LONDON, April 7, 2011 (LifeSiteNews.com) – The decision of an 84-year-old euthanasia campaigner to take her own life at the infamous suicide “clinic” in Zurich Switzerland, is likely to add fuel to the efforts of assisted suicide campaigners in Britain who want the current law overturned.

Image

Nan Maitland, a retired occupational therapist and founder of the campaign group Society for Old Age Rational Suicide (SOARS), was not terminally ill but suffered from arthritis. Most of all, she said, she feared the physical consequences of old age and intractable pain. As a member of the movement to legalize assisted suicide in Britain, Maitland was described by the group Friends at the End (FATE), as “very active.”

FATE admitted that Maitland had actively assisted suicides, saying she had “advised many individuals, in the UK, on how to travel to Switzerland for a physician-assisted suicide (actually, accompanying one person there in 2005).”

In preparation for her suicide in Switzerland, she wrote a letter to assisted suicide supporters: “I have a great feeling of relief that I will have no further need to struggle through each day in dread of what further horrors may lie in wait. For many years, I have feared the long period of decline, sometimes called ‘prolonged dwindling,’ that so many people unfortunately experience before they die.”

Former GP Dr. Michael Irwin, a co-founder of SOARS, admitted to the BBC that he had accompanied Maitland to the Dignitas facility in Zurich, and said that he hoped the police would “get in touch” with him in order to re-open the legal debate. He confirmed that although Maitland was not suffering from any illness other than arthritis, a Swiss doctor had approved her suicide.

Irwin admitted to having “helped” other people commit suicide, saying, “f they have good, sensible reasons and they are mentally competent and at an age where they cannot expect to live many more years, I think it should be their personal individual choice.”

The left flank of the British media has not hesitated to choose a side, with the BBC running the headline, “Campaigner had ‘dignified’ death” and the Guardian following suit with “Living in fear of the ‘prolonged dwindle.’”

In February 2010, UK Director of Public Prosecutions, Keir Starmer, said that although the law makes assisting or counseling suicide a crime, punishable by 14 years in prison, no prosecutions would be pursued if the perpetrators acted out of “compassion.” Among the criteria that would be considered in decisions is whether the victim had reached a “voluntary, clear, settled and informed” decision.

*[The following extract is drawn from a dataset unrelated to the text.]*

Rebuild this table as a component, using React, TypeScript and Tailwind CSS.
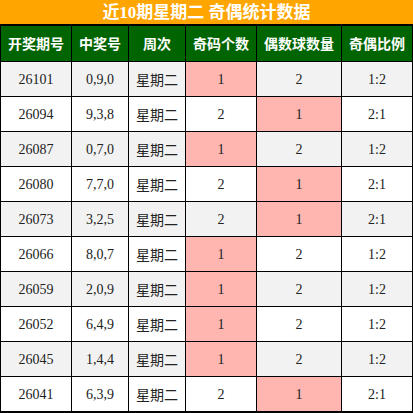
import React from 'react';

const rows = [
  ['26101', '0,9,0', 1, 2],
  ['26094', '9,3,8', 2, 1],
  ['26087', '0,7,0', 1, 2],
  ['26080', '7,7,0', 2, 1],
  ['26073', '3,2,5', 2, 1],
  ['26066', '8,0,7', 1, 2],
  ['26059', '2,0,9', 1, 2],
  ['26052', '6,4,9', 1, 2],
  ['26045', '1,4,4', 1, 2],
  ['26041', '6,3,9', 2, 1],
] as const;

const cols = 'grid grid-cols-[70px_56px_56px_70px_84px_70px] gap-x-px';
const headers = ['开奖期号', '中奖号', '周次', '奇码个数', '偶数球数量', '奇偶比例'];

export default function App() {
  return (
    <div
      className="w-[413px] h-[413px] bg-black text-[14px] text-[#222]"
      style={{ fontFamily: '"Liberation Serif", "Noto Sans CJK SC", serif' }}
    >
      <div className="h-[24px] bg-[#ffa500] flex items-center justify-center text-white font-bold text-[17px] leading-none">
        近10期星期二 奇偶统计数据
      </div>
      <div className="pt-[2px] pl-px pr-px flex flex-col gap-y-px">
        <div className={`${cols} h-[35px]`}>
          {headers.map((h) => (
            <div
              key={h}
              className="bg-[#006400] text-white font-bold flex items-center justify-center"
              style={{ fontFamily: '"Noto Sans CJK SC", sans-serif' }}
            >
              {h}
            </div>
          ))}
        </div>
        {rows.map(([issue, nums, odd, even], i) => {
          const bg = i % 2 === 0 ? 'bg-[#f2f2f2]' : 'bg-white';
          return (
            <div key={issue} className={`${cols} h-[34px]`}>
              <div className={`${bg} flex items-center justify-center`}>{issue}</div>
              <div className={`${bg} flex items-center justify-center`}>{nums}</div>
              <div className={`${bg} flex items-center justify-center`} style={{ fontFamily: '"Noto Sans CJK SC", sans-serif' }}>
                星期二
              </div>
              <div className={`${odd === 1 ? 'bg-[#ffb6b1]' : bg} flex items-center justify-center`}>{odd}</div>
              <div className={`${even === 1 ? 'bg-[#ffb6b1]' : bg} flex items-center justify-center`}>{even}</div>
              <div className={`${bg} flex items-center justify-center`}>{`${odd}:${even}`}</div>
            </div>
          );
        })}
      </div>
    </div>
  );
}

The local police in Irwin’s home county of Surry said “no action” was planned at this stage. A Crown Prosecution Service spokesman said, “We have to wait until the police investigation is complete.”

Dr. Peter Saunders, from the Care Not Killing Alliance, warned, “This case, involving an elderly woman with arthritis who was actively assisted by fellow campaigners to kill herself, yet again exposes the real agenda of the pro-euthanasia lobby.”

“The true aim of those campaigning for a change in the law, as we have seen today, is to allow anyone who requests it, regardless of their age or health, to be helped to end their lives.”

Saunders added, “All the evidence shows that any change in the law would place pressure on vulnerable people … to end their lives so as not to be a burden on loved ones, carers, or the state.”

This was echoed by an anonymous commenter on the case who wrote to the Scottish Herald, saying, “I’m dismayed because I have recently been diagnosed with arthritis and fear the actions of Mrs. Maitland and those at Fate will have a direct impact on me and other arthritis suffers.

“We may have a future where valuable research into our condition and its treatment may now go elsewhere as some may think we have a solution to our suffering.”